§ **What the task requires**:
Work through the material below line by line and say how many lines include the word "screenshot". Only the number, please.

%%

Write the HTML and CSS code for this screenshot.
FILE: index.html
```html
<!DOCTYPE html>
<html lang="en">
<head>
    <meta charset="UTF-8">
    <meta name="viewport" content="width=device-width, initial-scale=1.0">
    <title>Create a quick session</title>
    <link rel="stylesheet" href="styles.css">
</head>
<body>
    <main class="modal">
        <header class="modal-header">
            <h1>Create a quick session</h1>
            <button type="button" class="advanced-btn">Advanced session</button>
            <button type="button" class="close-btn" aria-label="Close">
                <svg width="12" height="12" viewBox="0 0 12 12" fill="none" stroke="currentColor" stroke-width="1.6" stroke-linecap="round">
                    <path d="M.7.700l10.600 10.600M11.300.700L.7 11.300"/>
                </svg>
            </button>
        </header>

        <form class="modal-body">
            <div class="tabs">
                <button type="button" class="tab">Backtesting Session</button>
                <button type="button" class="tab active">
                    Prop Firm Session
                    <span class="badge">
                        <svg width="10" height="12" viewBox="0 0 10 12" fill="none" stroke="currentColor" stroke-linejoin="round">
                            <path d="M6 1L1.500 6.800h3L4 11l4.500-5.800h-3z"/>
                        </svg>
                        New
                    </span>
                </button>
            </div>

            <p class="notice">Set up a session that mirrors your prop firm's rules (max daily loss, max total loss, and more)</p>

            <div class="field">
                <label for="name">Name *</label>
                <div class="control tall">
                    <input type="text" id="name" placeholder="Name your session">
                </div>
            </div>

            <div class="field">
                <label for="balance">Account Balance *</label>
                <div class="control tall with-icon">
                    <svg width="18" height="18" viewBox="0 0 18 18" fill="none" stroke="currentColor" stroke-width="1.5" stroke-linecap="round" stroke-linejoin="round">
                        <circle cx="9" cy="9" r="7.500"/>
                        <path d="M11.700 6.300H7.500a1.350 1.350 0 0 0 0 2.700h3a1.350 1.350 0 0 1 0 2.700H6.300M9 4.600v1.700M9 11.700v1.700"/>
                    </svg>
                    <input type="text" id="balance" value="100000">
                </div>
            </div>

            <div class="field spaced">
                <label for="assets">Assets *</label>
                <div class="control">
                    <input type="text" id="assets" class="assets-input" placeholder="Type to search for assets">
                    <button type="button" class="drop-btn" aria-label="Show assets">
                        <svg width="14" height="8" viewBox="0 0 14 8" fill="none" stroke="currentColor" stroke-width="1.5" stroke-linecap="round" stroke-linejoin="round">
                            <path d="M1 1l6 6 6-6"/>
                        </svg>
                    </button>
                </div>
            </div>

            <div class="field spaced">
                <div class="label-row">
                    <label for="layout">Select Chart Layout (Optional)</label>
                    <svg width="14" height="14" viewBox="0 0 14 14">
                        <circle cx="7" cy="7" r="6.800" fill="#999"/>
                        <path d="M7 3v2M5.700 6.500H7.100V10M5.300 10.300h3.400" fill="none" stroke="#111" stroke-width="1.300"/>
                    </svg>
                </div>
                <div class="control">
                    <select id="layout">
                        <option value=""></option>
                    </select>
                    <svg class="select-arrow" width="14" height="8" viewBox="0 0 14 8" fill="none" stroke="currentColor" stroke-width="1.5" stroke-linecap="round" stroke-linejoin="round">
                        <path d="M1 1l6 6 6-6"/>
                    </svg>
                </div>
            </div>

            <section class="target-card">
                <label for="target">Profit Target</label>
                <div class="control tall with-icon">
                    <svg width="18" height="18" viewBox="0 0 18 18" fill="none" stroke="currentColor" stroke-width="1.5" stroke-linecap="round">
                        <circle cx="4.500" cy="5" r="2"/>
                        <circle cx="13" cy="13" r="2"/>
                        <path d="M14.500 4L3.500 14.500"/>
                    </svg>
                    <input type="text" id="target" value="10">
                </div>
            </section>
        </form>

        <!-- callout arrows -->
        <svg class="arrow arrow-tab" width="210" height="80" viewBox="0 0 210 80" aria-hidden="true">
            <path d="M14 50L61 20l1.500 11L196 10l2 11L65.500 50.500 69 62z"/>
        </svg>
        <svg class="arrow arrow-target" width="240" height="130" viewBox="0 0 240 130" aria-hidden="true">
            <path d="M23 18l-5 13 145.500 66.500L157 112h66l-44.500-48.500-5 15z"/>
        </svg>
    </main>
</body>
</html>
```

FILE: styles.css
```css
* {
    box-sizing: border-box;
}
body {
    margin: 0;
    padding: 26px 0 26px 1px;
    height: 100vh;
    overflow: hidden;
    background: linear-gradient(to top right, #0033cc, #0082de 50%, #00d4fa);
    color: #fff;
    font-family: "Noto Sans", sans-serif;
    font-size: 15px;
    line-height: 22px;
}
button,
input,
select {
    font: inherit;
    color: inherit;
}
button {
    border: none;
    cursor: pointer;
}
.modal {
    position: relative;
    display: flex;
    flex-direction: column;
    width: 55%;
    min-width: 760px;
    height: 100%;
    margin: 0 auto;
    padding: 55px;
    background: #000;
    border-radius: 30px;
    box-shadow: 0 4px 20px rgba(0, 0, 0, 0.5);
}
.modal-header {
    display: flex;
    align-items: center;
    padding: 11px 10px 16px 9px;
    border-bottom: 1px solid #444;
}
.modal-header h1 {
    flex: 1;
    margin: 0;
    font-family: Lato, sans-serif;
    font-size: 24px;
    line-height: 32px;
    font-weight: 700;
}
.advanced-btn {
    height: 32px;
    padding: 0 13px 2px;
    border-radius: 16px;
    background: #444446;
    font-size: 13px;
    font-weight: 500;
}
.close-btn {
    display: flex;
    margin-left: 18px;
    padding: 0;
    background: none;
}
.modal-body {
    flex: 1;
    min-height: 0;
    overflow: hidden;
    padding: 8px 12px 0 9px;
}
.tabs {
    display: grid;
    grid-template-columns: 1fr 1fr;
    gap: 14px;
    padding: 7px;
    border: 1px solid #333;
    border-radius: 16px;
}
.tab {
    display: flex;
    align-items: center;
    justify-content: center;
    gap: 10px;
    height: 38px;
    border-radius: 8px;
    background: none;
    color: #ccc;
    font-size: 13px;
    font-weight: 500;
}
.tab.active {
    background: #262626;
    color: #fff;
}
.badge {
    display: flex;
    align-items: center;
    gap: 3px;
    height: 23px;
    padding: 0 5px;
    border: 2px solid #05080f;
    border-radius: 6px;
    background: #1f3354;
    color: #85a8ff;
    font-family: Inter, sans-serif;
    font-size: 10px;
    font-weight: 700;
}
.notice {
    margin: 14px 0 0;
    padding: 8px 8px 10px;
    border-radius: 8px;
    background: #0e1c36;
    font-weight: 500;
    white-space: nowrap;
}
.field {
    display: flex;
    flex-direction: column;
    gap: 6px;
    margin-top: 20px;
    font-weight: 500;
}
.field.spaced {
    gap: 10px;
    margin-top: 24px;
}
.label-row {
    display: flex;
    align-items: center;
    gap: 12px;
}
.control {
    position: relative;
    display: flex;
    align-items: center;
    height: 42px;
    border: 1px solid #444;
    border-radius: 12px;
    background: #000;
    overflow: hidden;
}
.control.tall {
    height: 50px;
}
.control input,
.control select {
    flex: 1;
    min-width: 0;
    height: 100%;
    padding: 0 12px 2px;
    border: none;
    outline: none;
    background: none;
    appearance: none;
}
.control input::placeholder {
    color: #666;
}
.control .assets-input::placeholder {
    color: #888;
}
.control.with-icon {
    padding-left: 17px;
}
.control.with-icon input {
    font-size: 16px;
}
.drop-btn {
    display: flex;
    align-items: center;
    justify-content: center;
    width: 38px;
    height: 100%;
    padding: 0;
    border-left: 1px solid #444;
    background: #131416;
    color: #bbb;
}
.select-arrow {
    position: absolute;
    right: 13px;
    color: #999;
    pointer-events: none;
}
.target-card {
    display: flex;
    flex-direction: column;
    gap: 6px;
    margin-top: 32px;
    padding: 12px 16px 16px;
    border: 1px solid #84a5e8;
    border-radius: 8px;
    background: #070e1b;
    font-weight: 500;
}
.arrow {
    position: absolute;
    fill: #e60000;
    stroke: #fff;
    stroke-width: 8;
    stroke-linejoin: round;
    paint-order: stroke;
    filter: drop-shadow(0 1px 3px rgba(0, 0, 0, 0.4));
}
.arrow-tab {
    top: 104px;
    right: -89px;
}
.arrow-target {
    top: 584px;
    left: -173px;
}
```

%%
%%

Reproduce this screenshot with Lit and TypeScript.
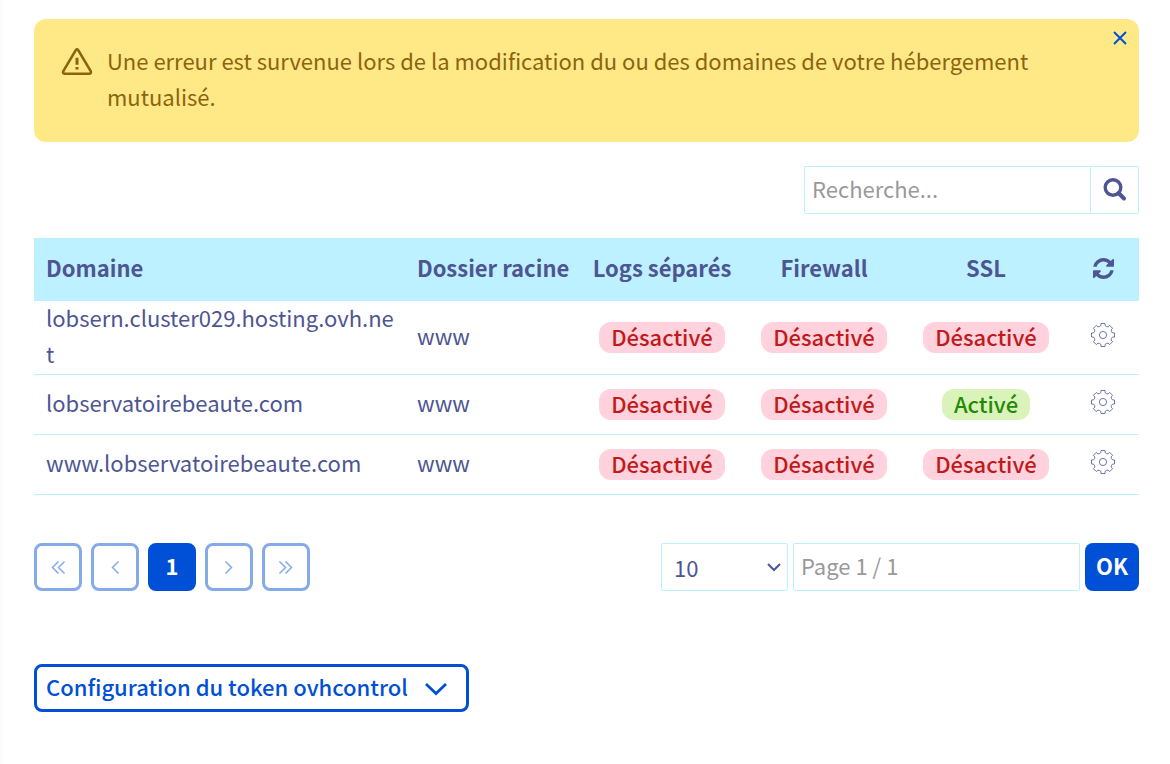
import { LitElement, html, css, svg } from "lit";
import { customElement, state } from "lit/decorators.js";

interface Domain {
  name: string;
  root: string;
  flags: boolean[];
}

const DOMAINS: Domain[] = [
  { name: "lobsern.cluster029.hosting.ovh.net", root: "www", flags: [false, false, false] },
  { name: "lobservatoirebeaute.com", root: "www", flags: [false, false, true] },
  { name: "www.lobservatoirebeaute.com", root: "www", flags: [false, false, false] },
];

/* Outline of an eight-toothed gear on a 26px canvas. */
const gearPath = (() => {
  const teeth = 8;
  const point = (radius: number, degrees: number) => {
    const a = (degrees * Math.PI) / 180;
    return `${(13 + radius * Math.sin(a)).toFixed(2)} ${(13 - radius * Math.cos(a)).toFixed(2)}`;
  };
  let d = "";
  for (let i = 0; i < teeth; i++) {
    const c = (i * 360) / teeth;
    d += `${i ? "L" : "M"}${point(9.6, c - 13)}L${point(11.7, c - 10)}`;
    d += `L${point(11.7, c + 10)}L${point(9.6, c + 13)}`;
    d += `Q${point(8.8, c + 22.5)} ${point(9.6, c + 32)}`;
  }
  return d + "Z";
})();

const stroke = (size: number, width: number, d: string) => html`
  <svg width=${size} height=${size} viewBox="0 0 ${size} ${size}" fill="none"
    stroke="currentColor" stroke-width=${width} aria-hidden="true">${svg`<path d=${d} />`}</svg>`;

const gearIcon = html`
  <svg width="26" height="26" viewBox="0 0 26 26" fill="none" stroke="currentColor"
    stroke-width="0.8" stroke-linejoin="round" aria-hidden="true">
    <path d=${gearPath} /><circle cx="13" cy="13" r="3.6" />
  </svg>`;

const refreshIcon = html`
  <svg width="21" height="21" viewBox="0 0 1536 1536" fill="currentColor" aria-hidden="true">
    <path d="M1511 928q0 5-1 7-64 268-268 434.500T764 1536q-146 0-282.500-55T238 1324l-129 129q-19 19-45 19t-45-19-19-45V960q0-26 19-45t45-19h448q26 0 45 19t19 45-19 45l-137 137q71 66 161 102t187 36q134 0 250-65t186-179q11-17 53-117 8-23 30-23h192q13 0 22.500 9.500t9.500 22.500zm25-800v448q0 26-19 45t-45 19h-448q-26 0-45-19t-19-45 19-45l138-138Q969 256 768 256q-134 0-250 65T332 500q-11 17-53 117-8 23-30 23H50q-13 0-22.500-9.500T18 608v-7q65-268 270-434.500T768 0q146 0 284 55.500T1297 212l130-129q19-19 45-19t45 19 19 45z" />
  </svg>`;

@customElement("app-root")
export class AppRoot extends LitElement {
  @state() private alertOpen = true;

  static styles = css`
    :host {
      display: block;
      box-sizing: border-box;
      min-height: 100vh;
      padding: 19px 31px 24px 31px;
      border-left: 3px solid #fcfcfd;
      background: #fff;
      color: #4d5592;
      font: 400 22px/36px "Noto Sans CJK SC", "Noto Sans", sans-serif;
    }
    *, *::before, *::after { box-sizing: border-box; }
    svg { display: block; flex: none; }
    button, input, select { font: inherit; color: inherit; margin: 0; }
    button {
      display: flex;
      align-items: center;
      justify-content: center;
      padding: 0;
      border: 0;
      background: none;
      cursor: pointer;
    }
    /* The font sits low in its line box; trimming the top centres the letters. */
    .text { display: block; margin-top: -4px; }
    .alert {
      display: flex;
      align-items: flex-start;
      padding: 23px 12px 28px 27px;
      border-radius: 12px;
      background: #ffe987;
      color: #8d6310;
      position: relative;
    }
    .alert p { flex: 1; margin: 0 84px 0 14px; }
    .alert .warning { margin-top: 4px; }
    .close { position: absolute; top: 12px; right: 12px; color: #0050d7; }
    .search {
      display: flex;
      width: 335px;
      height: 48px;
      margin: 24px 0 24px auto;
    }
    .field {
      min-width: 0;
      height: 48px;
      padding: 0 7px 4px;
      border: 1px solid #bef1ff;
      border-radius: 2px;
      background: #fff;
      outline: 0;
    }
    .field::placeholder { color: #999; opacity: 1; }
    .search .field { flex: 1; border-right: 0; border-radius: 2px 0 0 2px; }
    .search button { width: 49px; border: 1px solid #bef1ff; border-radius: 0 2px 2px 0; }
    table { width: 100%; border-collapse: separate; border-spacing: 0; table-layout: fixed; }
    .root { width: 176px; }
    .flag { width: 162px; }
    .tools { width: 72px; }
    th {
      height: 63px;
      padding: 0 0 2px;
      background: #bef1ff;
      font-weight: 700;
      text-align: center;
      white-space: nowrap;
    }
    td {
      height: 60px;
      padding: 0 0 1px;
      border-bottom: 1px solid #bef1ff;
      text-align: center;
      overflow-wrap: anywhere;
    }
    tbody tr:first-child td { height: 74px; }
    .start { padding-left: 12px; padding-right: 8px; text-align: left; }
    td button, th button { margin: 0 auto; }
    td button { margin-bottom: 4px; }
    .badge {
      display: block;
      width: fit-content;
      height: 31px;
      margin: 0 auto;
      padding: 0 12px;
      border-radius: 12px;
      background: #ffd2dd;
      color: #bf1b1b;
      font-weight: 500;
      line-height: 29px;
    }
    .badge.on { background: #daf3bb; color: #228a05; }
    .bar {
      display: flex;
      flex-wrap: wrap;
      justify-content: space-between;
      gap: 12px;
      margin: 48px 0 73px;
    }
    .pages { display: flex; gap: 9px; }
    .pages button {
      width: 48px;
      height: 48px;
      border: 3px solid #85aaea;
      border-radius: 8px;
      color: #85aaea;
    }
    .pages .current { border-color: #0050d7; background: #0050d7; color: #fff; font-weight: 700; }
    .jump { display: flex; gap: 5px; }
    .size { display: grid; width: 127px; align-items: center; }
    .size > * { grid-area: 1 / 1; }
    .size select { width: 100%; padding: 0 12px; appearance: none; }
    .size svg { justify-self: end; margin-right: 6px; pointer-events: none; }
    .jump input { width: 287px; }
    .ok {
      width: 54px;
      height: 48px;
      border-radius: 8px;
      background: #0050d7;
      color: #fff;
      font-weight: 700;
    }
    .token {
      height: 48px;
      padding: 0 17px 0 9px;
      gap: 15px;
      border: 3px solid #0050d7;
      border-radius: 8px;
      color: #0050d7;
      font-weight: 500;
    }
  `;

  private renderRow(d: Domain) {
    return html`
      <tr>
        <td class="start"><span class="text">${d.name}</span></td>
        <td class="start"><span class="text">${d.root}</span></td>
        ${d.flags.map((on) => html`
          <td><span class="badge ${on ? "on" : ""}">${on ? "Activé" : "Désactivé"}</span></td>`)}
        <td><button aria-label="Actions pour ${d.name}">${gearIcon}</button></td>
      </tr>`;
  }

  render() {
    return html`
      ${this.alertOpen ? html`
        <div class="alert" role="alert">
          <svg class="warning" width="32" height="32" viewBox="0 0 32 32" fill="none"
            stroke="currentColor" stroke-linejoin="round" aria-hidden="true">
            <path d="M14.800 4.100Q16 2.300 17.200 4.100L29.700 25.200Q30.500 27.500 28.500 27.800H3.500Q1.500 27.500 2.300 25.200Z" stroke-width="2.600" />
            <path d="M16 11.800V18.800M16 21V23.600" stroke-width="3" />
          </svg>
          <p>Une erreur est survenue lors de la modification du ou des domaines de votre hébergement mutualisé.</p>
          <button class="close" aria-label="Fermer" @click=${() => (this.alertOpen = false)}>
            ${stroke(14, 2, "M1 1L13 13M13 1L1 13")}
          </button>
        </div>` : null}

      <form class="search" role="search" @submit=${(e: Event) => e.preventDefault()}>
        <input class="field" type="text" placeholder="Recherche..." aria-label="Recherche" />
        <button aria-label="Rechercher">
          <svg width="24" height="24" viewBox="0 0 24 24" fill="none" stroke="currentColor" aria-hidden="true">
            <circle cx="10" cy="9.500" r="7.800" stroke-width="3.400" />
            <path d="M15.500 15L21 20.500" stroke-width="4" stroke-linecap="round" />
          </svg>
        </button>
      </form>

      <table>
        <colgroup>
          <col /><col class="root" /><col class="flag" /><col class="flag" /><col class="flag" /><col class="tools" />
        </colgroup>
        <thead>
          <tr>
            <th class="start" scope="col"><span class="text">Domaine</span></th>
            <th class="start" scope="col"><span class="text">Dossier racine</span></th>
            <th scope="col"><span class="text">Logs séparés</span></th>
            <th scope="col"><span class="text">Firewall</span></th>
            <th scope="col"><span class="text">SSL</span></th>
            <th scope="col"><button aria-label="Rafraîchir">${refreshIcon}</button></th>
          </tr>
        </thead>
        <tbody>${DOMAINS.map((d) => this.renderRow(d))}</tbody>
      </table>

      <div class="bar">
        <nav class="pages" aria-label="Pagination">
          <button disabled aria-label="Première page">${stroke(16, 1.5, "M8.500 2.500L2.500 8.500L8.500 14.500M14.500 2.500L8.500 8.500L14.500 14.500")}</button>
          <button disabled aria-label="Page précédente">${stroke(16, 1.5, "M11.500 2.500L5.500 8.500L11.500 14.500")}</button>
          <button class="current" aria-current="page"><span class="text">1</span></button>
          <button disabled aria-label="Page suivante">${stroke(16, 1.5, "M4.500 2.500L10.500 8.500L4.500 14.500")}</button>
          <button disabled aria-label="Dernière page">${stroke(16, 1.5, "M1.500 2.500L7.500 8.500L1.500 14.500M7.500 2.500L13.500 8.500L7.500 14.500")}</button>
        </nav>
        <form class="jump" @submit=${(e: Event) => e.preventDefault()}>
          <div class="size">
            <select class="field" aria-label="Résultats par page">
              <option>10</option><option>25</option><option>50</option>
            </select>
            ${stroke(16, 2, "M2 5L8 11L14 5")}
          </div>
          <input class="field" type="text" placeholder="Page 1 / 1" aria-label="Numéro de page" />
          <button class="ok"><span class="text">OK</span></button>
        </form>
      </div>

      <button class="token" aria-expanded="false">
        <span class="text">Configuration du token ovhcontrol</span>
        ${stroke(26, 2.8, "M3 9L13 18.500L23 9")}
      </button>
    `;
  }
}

%%

§ **Solution below**:
2